- Set task: Locate the string "page" in the records below. Copy every line where it occurs.

(Entries from a dataset)
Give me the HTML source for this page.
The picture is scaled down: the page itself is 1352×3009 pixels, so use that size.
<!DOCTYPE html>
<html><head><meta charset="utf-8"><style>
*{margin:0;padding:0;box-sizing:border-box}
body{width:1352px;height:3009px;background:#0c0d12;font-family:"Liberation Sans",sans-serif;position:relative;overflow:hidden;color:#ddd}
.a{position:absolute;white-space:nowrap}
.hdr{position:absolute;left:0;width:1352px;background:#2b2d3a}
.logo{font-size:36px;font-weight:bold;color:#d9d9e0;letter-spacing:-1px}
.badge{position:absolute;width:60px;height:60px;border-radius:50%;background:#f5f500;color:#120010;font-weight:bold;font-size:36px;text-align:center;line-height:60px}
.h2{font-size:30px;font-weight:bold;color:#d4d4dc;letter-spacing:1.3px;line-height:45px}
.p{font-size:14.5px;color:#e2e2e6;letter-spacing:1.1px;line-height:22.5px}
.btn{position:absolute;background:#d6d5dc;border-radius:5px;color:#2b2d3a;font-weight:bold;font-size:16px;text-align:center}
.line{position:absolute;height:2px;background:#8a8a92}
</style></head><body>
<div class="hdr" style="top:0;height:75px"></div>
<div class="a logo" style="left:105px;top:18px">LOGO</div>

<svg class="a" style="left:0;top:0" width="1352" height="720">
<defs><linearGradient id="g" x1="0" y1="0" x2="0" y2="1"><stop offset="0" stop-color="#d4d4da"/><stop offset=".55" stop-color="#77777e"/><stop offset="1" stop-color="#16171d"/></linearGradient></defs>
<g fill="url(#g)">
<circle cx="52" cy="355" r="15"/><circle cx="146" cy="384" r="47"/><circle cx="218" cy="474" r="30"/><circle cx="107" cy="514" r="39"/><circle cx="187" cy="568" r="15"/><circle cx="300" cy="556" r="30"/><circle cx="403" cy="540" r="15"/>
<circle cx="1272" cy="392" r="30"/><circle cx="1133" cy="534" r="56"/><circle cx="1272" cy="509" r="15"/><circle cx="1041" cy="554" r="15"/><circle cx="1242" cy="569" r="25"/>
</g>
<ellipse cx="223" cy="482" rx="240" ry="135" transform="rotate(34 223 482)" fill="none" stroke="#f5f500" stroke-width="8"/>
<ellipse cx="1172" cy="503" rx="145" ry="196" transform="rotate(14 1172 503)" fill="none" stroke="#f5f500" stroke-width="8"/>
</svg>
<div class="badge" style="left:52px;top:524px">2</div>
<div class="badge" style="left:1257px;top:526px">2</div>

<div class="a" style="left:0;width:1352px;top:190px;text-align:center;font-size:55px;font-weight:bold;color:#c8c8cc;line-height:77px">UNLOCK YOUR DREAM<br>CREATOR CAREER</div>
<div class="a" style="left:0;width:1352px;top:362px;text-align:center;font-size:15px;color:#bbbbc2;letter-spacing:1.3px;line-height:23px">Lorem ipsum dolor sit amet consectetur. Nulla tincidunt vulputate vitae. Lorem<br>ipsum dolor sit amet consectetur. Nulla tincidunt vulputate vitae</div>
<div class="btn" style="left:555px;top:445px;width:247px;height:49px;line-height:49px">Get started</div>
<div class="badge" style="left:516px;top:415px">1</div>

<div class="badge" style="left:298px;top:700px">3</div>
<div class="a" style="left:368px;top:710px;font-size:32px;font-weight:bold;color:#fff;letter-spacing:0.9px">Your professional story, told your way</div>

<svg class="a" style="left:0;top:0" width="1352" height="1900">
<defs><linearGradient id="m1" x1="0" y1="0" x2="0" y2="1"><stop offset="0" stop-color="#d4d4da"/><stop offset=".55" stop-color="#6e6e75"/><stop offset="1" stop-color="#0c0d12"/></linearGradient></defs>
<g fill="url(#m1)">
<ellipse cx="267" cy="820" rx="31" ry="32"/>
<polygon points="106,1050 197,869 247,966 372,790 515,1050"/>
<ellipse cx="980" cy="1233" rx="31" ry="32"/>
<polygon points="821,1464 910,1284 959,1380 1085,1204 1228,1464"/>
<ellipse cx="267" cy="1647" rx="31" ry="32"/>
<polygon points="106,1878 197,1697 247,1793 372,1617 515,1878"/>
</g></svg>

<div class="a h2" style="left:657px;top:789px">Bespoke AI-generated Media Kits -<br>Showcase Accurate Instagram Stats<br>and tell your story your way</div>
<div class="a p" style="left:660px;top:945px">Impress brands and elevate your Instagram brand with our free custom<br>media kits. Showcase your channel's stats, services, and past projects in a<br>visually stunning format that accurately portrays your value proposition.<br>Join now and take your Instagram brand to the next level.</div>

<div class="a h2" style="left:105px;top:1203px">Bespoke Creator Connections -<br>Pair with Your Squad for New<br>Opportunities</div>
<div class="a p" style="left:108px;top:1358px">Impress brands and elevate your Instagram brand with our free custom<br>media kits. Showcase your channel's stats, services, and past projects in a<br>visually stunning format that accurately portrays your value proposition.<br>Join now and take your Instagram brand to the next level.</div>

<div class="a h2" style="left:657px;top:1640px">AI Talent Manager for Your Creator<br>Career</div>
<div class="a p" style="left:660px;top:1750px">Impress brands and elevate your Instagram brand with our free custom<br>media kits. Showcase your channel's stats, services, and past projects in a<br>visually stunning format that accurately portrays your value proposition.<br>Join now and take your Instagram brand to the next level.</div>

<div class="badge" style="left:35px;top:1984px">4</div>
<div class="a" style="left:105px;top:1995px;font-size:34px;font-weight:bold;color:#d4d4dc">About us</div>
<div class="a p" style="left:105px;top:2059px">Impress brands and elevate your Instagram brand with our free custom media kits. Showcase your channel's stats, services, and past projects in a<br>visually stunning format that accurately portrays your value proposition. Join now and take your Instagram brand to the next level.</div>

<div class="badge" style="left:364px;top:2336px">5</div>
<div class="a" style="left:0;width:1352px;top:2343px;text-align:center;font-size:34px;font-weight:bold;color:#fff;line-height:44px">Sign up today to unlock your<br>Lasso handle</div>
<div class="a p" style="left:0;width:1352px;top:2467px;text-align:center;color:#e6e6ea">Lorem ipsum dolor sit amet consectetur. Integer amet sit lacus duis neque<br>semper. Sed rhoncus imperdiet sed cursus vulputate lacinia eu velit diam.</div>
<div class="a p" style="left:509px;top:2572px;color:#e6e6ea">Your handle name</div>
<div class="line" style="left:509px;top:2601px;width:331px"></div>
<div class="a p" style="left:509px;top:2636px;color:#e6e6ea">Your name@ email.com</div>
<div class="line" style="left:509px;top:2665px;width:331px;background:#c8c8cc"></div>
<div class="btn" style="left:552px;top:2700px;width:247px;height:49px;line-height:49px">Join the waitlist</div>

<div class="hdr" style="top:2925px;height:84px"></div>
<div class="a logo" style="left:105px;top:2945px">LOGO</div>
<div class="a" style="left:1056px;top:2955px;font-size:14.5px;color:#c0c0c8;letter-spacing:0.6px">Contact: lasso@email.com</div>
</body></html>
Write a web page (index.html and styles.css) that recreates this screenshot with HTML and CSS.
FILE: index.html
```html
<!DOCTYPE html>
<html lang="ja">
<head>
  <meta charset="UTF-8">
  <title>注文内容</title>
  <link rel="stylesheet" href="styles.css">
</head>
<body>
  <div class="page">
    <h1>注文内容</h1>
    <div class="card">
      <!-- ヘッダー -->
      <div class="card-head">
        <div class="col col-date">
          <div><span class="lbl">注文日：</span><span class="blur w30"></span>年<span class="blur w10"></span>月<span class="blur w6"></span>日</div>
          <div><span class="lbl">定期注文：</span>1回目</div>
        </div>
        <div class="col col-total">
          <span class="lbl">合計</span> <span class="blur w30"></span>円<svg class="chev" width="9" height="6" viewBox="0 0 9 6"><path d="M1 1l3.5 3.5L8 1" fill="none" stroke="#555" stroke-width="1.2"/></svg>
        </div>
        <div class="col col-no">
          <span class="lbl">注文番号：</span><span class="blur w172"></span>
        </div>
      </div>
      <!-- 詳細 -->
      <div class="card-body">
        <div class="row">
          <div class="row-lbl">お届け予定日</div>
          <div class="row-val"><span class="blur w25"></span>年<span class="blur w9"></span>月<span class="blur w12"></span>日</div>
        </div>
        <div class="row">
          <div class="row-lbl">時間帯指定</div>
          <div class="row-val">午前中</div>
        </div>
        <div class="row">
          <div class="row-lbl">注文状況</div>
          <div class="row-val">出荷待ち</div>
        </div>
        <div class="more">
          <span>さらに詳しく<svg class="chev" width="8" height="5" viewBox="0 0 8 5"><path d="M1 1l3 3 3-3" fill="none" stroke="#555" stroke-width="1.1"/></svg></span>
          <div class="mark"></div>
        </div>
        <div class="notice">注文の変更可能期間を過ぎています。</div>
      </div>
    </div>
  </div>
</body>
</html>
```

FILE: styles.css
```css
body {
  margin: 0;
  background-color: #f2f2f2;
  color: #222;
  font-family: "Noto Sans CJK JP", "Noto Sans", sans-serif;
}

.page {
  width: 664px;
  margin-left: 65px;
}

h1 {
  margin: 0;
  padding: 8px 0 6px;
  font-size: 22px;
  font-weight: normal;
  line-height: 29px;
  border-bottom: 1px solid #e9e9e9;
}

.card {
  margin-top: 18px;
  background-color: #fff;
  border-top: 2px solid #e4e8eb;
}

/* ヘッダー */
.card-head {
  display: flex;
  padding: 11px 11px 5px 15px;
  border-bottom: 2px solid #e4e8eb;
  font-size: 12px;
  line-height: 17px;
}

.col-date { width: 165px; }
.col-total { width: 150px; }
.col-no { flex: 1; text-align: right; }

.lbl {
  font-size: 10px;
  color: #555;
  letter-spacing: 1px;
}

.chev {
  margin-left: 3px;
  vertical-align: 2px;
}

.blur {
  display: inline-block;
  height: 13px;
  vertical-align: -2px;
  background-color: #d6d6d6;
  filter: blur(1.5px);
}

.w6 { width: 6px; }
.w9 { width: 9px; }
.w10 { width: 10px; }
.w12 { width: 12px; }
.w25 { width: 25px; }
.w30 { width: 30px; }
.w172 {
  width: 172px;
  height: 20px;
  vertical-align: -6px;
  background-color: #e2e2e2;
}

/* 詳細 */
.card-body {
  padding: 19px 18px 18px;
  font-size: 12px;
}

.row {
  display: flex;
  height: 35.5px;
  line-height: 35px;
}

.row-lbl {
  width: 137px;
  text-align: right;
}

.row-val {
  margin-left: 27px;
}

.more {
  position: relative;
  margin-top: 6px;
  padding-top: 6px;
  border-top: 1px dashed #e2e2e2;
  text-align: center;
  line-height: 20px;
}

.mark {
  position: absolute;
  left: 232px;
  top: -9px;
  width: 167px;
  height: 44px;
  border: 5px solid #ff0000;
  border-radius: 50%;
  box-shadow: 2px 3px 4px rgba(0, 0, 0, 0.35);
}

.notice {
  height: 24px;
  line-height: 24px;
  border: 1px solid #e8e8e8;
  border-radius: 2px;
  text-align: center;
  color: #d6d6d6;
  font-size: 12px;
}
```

- Solved exercise:
Give me the HTML source for this page.
The picture is scaled down: the page itself is 1352×3009 pixels, so use that size.
Write a web page (index.html and styles.css) that recreates this screenshot with HTML and CSS.
  <div class="page">
.page {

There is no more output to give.